Whichever approach is chosen, what all of them have in common is the speed with which they could be pulled off. Unlike the early Apollo planners, who weren't even sure they could get astronauts into near-Earth space, much less fling them out to the moon, Mars-mission directors have the basic space-travel technology down cold. All they need is the go-ahead to design and build their machines.
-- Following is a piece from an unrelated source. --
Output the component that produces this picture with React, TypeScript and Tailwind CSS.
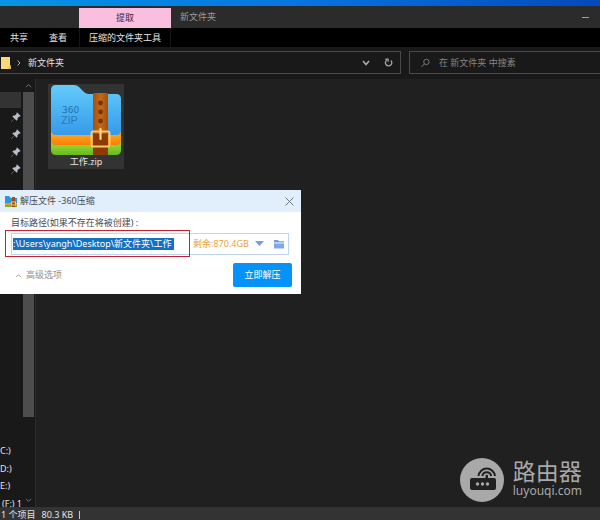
import React from "react";

const PINS = ["desktop", "downloads", "documents", "pictures"];
const DRIVES = ["C:)", "D:)", "E:)", "= (F:) 1"];

function PinIcon() {
  return (
    <svg className="h-[10px] w-[10px]" viewBox="0 0 16 16" aria-hidden="true">
      <path d="M9.5 0.5 L15.5 6.5 L13.6 7.4 L13 7.2 L10.4 9.8 L10.4 12.4 L9 13.8 L5.6 10.4 L1 15.6 L0.4 15 L5.4 10.3 L2.2 7 L3.6 5.6 L6.2 5.6 L8.8 3 L8.6 2.4 Z" fill="#b4bfcb" />
    </svg>
  );
}

function Chevron({ className, d }: { className: string; d: string }) {
  return (
    <svg className={className} viewBox="0 0 8 6" fill="none" stroke="currentColor" aria-hidden="true">
      <path d={d} />
    </svg>
  );
}

function ZipIcon() {
  return (
    <svg className="block h-[72px] w-[72px]" viewBox="0 0 72 72" aria-hidden="true">
      <defs>
        <linearGradient id="folder" x1="0" y1="0" x2="0" y2="1">
          <stop offset="0" stopColor="#63ccfa" />
          <stop offset="1" stopColor="#369aea" />
        </linearGradient>
        <linearGradient id="orange" x1="0" y1="0" x2="0" y2="1">
          <stop offset="0.5" stopColor="#ffa21a" />
          <stop offset="1" stopColor="#f97c08" />
        </linearGradient>
        <linearGradient id="green" x1="0" y1="0" x2="0" y2="1">
          <stop offset="0.6" stopColor="#8ed32c" />
          <stop offset="1" stopColor="#65bb1d" />
        </linearGradient>
        <linearGradient id="belt" x1="0" y1="0" x2="1" y2="0">
          <stop offset="0" stopColor="#a94f08" />
          <stop offset="0.5" stopColor="#c46a17" />
          <stop offset="1" stopColor="#a84c06" />
        </linearGradient>
      </defs>
      <path d="M1 48 H71 V66 Q71 71 66 71 H6 Q1 71 1 66 Z" fill="url(#green)" />
      <path d="M1 42 H71 V56 Q71 61 66 61 H6 Q1 61 1 56 Z" fill="url(#orange)" />
      <path d="M1 6 Q1 1 6 1 H24 Q27 1 29 3 L34 8 Q36 10 39 10 H66 Q71 10 71 15 V46 Q71 51 66 51 H6 Q1 51 1 46 Z" fill="url(#folder)" />
      <text x="12" y="29" fill="#236fae" fontSize="9" fontFamily="'DejaVu Sans', sans-serif">360</text>
      <text x="11" y="40" fill="#2c7abb" fontSize="11" fontFamily="Roboto, sans-serif">ZIP</text>
      <rect x="43" y="9" width="15" height="62" rx="1" fill="url(#belt)" />
      <rect x="43" y="50" width="15" height="21" fill="#8d3b04" />
      <circle cx="50.5" cy="19" r="2.4" fill="#743203" />
      <circle cx="50.5" cy="28" r="2.4" fill="#743203" />
      <circle cx="50.5" cy="37" r="2.4" fill="#743203" />
      <rect x="41.5" y="47.5" width="18" height="15" rx="1.5" fill="none" stroke="#fcc96a" strokeWidth="2" />
      <path d="M50.5 45 V55" stroke="#ffd681" strokeWidth="2.2" strokeLinecap="round" />
    </svg>
  );
}

function SmallZipIcon() {
  return (
    <svg className="h-3 w-3" viewBox="0 0 12 12" aria-hidden="true">
      <path d="M0 1 H4 L6 3 H12 V8 H0 Z" fill="#2f95dc" />
      <path d="M0 8 H12 V10 H0 Z" fill="#f39a1e" />
      <path d="M0 10 H12 V12 H0 Z" fill="#6fb52a" />
      <path d="M7 2 H10 V12 H7 Z" fill="#99501a" />
      <rect x="6.5" y="7" width="4" height="3" fill="none" stroke="#f8c968" />
    </svg>
  );
}

function ExtractDialog() {
  return (
    <section role="dialog" aria-labelledby="dialog-title" className="absolute left-0 top-[190px] w-[301px] bg-white pb-[7px] text-[#4a4a4a]">
      <header className="flex h-[22px] items-center bg-[#e1eefc] pl-[5px] pr-[7px]">
        <SmallZipIcon />
        <h1 id="dialog-title" className="ml-[3px] text-[9px]">解压文件 -360压缩</h1>
        <button type="button" aria-label="关闭" className="ml-auto">
          <svg className="h-[9px] w-[9px]" viewBox="0 0 9 9" stroke="#6f7780" aria-hidden="true">
            <path d="M0.5 0.5 L8.5 8.5 M8.5 0.5 L0.5 8.5" />
          </svg>
        </button>
      </header>
      <label htmlFor="target" className="block px-[11px] pt-1 text-[9px] leading-[14px]">目标路径(如果不存在将被创建) :</label>
      <div className="flex h-[27px] items-center pl-[5px] pr-3">
        <div className="flex h-[27px] w-[185px] shrink-0 items-center border border-[#c4202e] pl-[5px]">
          <div className="flex h-[22px] w-full items-center border-y border-l border-[#bfd5f2] pl-px">
            <input id="target" defaultValue=":\Users\yangh\Desktop\新文件夹\工作" className="h-3 w-[161px] bg-[#1271c4] text-[9px] leading-3 text-white outline-none" />
          </div>
        </div>
        <div className="flex h-[22px] flex-1 items-center border-y border-r border-[#bfd5f2] pl-[3px] pr-1">
          <span className="whitespace-nowrap text-[9px] text-[#e8a33b]">剩余:870.4GB</span>
          <button type="button" aria-label="选择路径" className="ml-auto">
            <svg className="h-[5px] w-[9px]" viewBox="0 0 9 5" aria-hidden="true"><path d="M0 0 H9 L4.5 5 Z" fill="#6d9fe6" /></svg>
          </button>
          <button type="button" aria-label="浏览文件夹" className="ml-[10px]">
            <svg className="h-[10px] w-[10px]" viewBox="0 0 10 10" aria-hidden="true">
              <path d="M0 1 H4 L5 2.2 H10 V3.6 H0 Z" fill="#6f9fdf" />
              <path d="M0 4.4 H10 V9.5 H0 Z" fill="#7fa9e4" />
            </svg>
          </button>
        </div>
      </div>
      <div className="mt-[6px] flex h-6 items-center justify-between pl-[15px] pr-[9px]">
        <button type="button" className="flex items-center gap-1 text-[9px] text-[#8f8f8f]">
          <Chevron className="h-[5px] w-[7px]" d="M1 5 L4 2 L7 5" />
          高级选项
        </button>
        <button type="button" className="h-6 w-[59px] rounded-[2px] bg-[#0593fb] text-[9px] text-white">立即解压</button>
      </div>
    </section>
  );
}

function Watermark() {
  return (
    <div className="absolute bottom-[18px] right-[18px] flex items-center gap-[9px] text-[#a9a9a9]">
      <svg className="h-11 w-11" viewBox="0 0 44 44" aria-hidden="true">
        <circle cx="22" cy="22" r="22" fill="#a9a9a9" />
        <rect x="10" y="20" width="26" height="12" rx="2" fill="#212121" />
        <g fill="#a9a9a9">
          <circle cx="17.5" cy="26" r="1.7" />
          <circle cx="22.5" cy="26" r="1.7" />
          <circle cx="27.5" cy="26" r="1.7" />
        </g>
        <g fill="none" stroke="#212121" strokeWidth="2">
          <path d="M18.5 18 A8.3 8.3 0 0 1 35 18" />
          <path d="M22.3 18 A4.5 4.5 0 0 1 31.2 18" />
        </g>
        <path d="M25.5 21 V18 A1.2 1.2 0 0 1 28 18 V21 Z" fill="#212121" />
      </svg>
      <div className="pb-1">
        <div className="text-[23px] leading-[26px]">路由器</div>
        <div className="text-[12px] leading-[14px]">luyouqi.com</div>
      </div>
    </div>
  );
}

export default function App() {
  return (
    <main className="relative flex min-h-screen flex-col overflow-hidden bg-[#191919] font-['Noto_Sans','Noto_Sans_CJK_SC',sans-serif] text-[9px] text-[#e4e4e4]">
      <div className="h-[6px] bg-linear-to-r from-[#0994e4] via-[#0874e2] to-[#0549bd]" />

      <header className="grid grid-cols-[79px_92px_1fr] bg-[#2b2b2b]">
        <div />
        <button type="button" className="mt-[2px] h-5 bg-[#fabfde] text-[#3a2531]">提取</button>
        <div className="flex h-[22px] items-center justify-between pl-[9px] pr-[11px] text-[#9c9c9c]">
          <span>新文件夹</span>
          <button type="button" aria-label="最小化" className="flex h-3 items-center"><span className="h-px w-[7px] bg-[#a0a0a0]" /></button>
        </div>
      </header>

      <nav className="grid h-[19px] grid-cols-[79px_92px_1fr] bg-black">
        <div className="flex items-center gap-[21px] pl-[10px]">
          <button type="button">共享</button>
          <button type="button">查看</button>
        </div>
        <button type="button" className="border-x border-[#171717] whitespace-nowrap">压缩的文件夹工具</button>
      </nav>

      <div className="flex h-8 items-start gap-2 pt-1">
        <div className="flex h-[23px] w-[401px] items-center border-y border-r border-[#4a4a4a] pl-px pr-[7px]">
          <svg className="h-3 w-[10px]" viewBox="0 0 10 12" aria-hidden="true">
            <path d="M0 0 H9 V8 L10 9 V12 H0 Z" fill="#fbd976" />
            <path d="M8 9 H10 V12 H7 Z" fill="#e9bd51" />
          </svg>
          <svg className="ml-[6px] h-[6px] w-1" viewBox="0 0 4 6" fill="none" stroke="#b5b5b5" aria-hidden="true"><path d="M0.5 0.5 L3 3 L0.5 5.5" /></svg>
          <button type="button" className="ml-[7px]">新文件夹</button>
          <button type="button" aria-label="历史记录" className="ml-auto text-[#b0b0b0]">
            <Chevron className="h-[6px] w-2 stroke-[1.5]" d="M1 1 L4 4.5 L7 1" />
          </button>
          <button type="button" aria-label="刷新" className="ml-[14px]">
            <svg className="h-[9px] w-[9px]" viewBox="0 0 9 9" fill="none" stroke="#a0a0a0" strokeWidth="1.4" aria-hidden="true">
              <path d="M6.8 2.4 A3.2 3.2 0 1 1 2.6 2.2 M1.4 1.2 H4 V3.8" />
            </svg>
          </button>
        </div>
        <label className="flex h-[23px] flex-1 items-center border-y border-l border-[#4a4a4a] pl-[11px]">
          <svg className="h-[10px] w-[10px]" viewBox="0 0 10 10" fill="none" stroke="#808080" aria-hidden="true">
            <circle cx="6" cy="3.8" r="3" />
            <path d="M3.8 6 L0.5 9.4" />
          </svg>
          <input type="search" aria-label="搜索" placeholder="在 新文件夹 中搜素" className="ml-[9px] w-full bg-transparent text-[9px] outline-none placeholder:text-[#858585]" />
        </label>
      </div>

      <div className="flex flex-1">
        <aside className="flex w-[22px] flex-col overflow-hidden pt-[13px]">
          <div className="mr-px h-4 bg-[#333333]" />
          <ul className="grid h-[70px] grid-rows-4 pl-[11px]">
            {PINS.map((p) => (
              <li key={p} className="flex items-center"><PinIcon /></li>
            ))}
          </ul>
          <ul className="-mb-[5px] mt-auto grid h-[70px] grid-cols-[22px] grid-rows-4">
            {DRIVES.map((d) => (
              <li key={d} className={d.length > 3 ? "flex items-center justify-end whitespace-nowrap" : "flex items-center whitespace-nowrap"}>{d}</li>
            ))}
          </ul>
        </aside>
        <div className="flex w-[14px] flex-col items-center border-r border-[#2b2b2b] pr-px text-[#8a8a8a]">
          <Chevron className="my-1 h-[5px] w-[7px]" d="M1 5 L4 2 L7 5" />
          <div className="h-[325px] w-[11px] bg-[#4d4d4d]" />
          <Chevron className="mb-1 mt-auto h-[5px] w-[7px]" d="M1 1 L4 4 L7 1" />
        </div>
        <div className="flex-1 bg-[#202020] pl-3 pt-[5px]">
          <button type="button" className="flex h-[85px] w-[76px] flex-col items-center bg-[#333333]">
            <ZipIcon />
            <span className="leading-3">工作.zip</span>
          </button>
        </div>
      </div>

      <footer className="flex h-[13px] items-center gap-[6px] bg-[#333333] pl-px pt-[3px] leading-[10px]">
        <span>1 个项目</span>
        <span>80.3 KB</span>
        <span className="h-2 w-px bg-[#c8c8c8]" />
      </footer>

      <ExtractDialog />
      <Watermark />
    </main>
  );
}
Until they get the nod, the Mars partisans have to find ways to keep busy. Research teams from NASA and the Mars Society (a private advocacy group) are conducting expeditions to Devon Island in the Canadian Arctic--a place about as similar to the freeze-dried Martian wasteland as you're likely to find anywhere on Earth--to practice survival skills and exploration techniques. Teams at the Johnson Space Center are refining their mission scenarios and crunching their numbers to keep the costs as low as possible. "For now," says Zubrin, "the only thing between us and Mars is a political decision to go." That kind of hurdle, of course, is often the highest of all.